In short, the problem isn’t just that each event is a roll of the dice for outcomes good or bad, but that due to climate change the dice are being rolled more often, in more places, every year. This recurrence can create cumulative vulnerability and stress that pushes social, economic, and political structures closer to the tipping point.
Humanitarian organizations are well versed in situations during which political factions attempt to weaponize aid. It can be tempting to let strongmen take a cut to ensure that the needy receive at least something. But in the most conflict-affected regions this can simply enable future violence, as seen in East Pakistan but also in other more recent settings like Sudan and Syria. Politicizing aid is a proven recipe for exacerbating disaster.

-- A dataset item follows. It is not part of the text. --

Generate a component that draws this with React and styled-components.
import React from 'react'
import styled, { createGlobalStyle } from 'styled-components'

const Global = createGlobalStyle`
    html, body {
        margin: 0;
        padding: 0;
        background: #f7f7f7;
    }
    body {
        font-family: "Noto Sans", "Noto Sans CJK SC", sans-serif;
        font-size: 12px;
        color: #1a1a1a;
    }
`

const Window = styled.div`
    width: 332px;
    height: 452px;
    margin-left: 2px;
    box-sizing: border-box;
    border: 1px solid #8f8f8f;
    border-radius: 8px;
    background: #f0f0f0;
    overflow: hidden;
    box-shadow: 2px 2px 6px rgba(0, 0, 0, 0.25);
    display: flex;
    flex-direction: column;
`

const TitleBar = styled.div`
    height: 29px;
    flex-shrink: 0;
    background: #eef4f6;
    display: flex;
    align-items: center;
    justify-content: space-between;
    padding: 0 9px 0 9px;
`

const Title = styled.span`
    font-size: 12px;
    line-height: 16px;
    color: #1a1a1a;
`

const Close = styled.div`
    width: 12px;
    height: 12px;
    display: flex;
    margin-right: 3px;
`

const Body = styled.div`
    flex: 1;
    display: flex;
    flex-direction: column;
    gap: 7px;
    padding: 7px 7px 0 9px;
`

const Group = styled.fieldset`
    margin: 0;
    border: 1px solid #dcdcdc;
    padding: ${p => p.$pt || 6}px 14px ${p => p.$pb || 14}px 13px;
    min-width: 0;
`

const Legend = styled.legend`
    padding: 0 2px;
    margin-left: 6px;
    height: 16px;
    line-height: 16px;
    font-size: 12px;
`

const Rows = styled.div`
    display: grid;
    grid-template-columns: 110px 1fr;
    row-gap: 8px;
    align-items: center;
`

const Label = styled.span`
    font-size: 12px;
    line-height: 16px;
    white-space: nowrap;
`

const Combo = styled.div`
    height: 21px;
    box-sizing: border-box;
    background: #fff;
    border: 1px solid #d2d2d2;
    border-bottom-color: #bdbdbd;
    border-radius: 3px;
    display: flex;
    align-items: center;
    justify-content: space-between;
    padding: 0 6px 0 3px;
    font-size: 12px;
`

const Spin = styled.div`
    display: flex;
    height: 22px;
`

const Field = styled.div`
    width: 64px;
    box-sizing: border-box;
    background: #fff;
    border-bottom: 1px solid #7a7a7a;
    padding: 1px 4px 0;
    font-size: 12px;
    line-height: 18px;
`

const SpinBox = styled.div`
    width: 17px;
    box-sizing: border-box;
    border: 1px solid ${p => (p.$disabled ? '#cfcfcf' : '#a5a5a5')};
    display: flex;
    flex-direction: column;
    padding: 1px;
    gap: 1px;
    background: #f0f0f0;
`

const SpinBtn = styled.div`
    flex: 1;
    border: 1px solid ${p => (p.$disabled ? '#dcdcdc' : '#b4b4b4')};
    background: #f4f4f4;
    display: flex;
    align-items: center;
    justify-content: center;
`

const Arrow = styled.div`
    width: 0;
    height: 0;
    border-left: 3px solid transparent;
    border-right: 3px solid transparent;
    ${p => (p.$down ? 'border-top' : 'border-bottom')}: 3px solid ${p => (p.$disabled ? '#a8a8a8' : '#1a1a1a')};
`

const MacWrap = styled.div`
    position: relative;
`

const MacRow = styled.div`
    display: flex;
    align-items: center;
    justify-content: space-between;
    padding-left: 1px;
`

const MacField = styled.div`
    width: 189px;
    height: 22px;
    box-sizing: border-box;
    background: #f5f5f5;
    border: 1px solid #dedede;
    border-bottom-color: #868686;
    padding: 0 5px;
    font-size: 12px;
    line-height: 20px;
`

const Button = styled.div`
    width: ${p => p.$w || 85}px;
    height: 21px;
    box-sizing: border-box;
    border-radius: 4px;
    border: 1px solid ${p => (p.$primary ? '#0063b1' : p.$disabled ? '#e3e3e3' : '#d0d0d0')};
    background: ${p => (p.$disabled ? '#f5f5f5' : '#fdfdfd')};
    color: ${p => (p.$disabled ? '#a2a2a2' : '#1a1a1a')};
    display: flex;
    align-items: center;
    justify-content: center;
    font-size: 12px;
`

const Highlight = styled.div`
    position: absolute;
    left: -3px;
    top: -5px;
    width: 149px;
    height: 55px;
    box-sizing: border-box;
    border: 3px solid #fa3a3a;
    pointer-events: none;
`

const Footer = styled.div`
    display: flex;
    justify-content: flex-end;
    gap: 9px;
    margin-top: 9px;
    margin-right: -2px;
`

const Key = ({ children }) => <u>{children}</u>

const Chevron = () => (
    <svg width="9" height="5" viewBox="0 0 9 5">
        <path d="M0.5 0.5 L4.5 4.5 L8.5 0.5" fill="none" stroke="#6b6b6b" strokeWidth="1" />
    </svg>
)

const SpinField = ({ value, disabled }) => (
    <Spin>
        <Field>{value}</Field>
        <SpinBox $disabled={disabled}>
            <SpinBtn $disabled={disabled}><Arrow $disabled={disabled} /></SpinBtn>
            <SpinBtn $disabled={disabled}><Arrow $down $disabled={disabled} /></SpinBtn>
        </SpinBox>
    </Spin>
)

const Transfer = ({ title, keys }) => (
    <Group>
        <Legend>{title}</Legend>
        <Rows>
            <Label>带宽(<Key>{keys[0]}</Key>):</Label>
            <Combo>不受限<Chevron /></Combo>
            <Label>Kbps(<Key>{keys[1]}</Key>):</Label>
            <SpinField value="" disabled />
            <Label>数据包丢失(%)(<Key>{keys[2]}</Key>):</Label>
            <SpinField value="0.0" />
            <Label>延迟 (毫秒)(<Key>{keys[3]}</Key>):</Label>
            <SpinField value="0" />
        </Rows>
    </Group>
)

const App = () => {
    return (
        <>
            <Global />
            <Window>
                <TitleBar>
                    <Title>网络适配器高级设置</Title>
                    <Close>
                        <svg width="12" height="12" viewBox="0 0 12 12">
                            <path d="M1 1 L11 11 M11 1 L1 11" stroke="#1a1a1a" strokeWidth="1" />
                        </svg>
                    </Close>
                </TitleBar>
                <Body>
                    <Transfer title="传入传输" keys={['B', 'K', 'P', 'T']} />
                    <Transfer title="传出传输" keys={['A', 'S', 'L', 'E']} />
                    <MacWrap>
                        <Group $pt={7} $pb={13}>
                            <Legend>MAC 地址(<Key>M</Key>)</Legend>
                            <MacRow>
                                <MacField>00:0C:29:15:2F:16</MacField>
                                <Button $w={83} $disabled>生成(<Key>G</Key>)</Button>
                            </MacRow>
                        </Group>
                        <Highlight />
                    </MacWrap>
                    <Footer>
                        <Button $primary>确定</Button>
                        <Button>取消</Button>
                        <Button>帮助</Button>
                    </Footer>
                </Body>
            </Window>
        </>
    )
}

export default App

Aid organizations must ensure that humanitarian principles of neutrality, impartiality, and independence also take long-term consequences into consideration, especially when they risk creating conflict that spills out far beyond the disaster zone.
Moreover, it is necessary to look not just to Libya but other conflict hotspots equally vulnerable to climate disasters and act now to improve prevention and infrastructure to better reduce the likelihood and scale of conflict-triggering disasters in the first place. Climate-resilient infrastructure is one pathway that can better balance needs of the present while also better “future proofing” vulnerable communities ahead of disaster.
Anticipatory resilience efforts cannot protect unstable or conflict-ridden countries from all the effects of climate change, but they could limit the scope of climate-driven disasters and, perhaps, keep local catastrophes from metastasizing and enveloping entire regions in the kind of ill-governed misery now afflicting Libya.